11th President of Tillotson College
- In office 1930–1944
- Preceded by: J. T. Hodges
- Succeeded by: William H. Jones

Personal details
- Born: May 29, 1881 Farmville, Virginia, U.S.
- Died: July 6, 1944 (aged 63) Baltimore, Maryland, U.S.
- Parent: Tazewell Branch (father);
- Education: Virginia State College (BA); University of Chicago (MA);

= Mary Elizabeth Branch =

American educator, college president (1881–1944)

Mary Elizabeth Branch (May 29, 1881 – July 6, 1944) was an American educator and academic administrator. She was Black, and served as president of Tillotson College (now Huston–Tillotson University), a HBCU in Austin, Texas. She was the first female president for the college.

==Early life and education==
Branch was born on May 29, 1881, in Farmville, Virginia, to formerly enslaved parents Tazewell Branch and Harriet Branch. Her father served two terms the Virginia House of Delegates. Both her parents were literate, and taught Mary at home, though she also attended school.

After high school she earned her teaching degree at Virginia State College (now Virginia State University), and taught at an elementary school in Blackstone, Virginia.

==Professional career==
Branch returned to Virginia State College to teach; she stayed there for twenty years, and at the same time earned a BA (1922) and then an MA (1925) from the University of Chicago.
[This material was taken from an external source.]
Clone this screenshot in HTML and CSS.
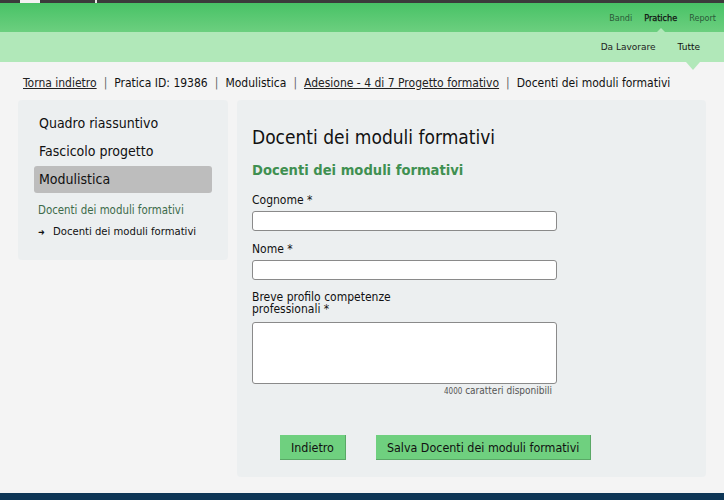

After Virginia State College, Branch became a dean at Vashon High School in St Louis. After that she became president at Tillotson College in Austin, Texas, where she stayed until retirement. The college had seen enrollment decline, and the year before Branch's arrival it was demoted to a junior college for women. Branch had new buildings built and existing ones renovated. The library was enlarged, and so was the number of teachers. With a successful recruitment strategy, aided by her ability to raise funds, she managed to grow enrollment from less than 150 in 1930 to 500. She also strengthened ties with the community.

After five years, Tillotson became a co-ed four-year college and joined the American Association of Colleges. Branch was the first and only African American female president of an institution in this Association. In 1944, she assisted in establishing the United Negro College Fund (UNCF) and served as President of the Austine chapter. Branch was a member of Alpha Kappa Alpha.

She died in 1944 in Baltimore, Maryland.

==Awards==
In 1935, Lyndon B. Johnson appointed her to the National Youth's Administration's Negro Advisory Board for Texas. At her alma mater, Virginia State University named a residence after Branch. Branch was awarded degrees of honor from Virginia State College and Howard University.